On July 15, 2002, as the Senate bickered over but eventually defeated tough stock option reforms, the Securities and Exchange Commission (SEC) agreed to change a key policy involving stock option plans. Following President Bush's plan, the change helps to bring the accounting for options out of the shadows by giving shareholders more opportunities to vote on compensation plans listed in corporate proxy statements.
Under its previous policy, the SEC's Division of Corporation Finance would generally allow companies to exclude shareholder resolutions about broad-based equity compensation plans from their proxy statements on the basis that these resolutions were related to "ordinary business" matters. Going forward, the "ordinary business" exception will no longer apply to the following:
- Any proposal that focuses on equity compensation plans limited to senior executive officers and directors.
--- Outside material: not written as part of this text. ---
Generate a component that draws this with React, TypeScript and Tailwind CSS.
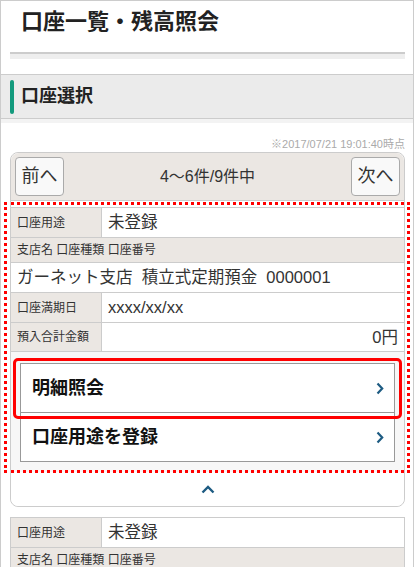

- Any proposal that focuses on equity compensation plans that potentially would result in material dilution to existing shareholders, regardless of who participates in the plan.
Major pension provider CREF, the equities arm of TIAA-CREF, praised the shift in policy, saying that proxy resolutions it had submitted to several companies were disallowed by the SEC. "We are gratified that the SEC recognized the importance of the shareholder approval mechanism," said Peter Clapman, senior vice president and chief counsel for corporate governance at TIAA-CREF. CREF had submitted the resolution to 13 companies this year. Proposals were withdrawn at eight companies, including four where companies agreed to implement the requested policy, and discussions are continuing at four firms.
The SEC's new staff interpretation, which applies to all public companies, is documented in Staff Legal Bulletin No. 14A.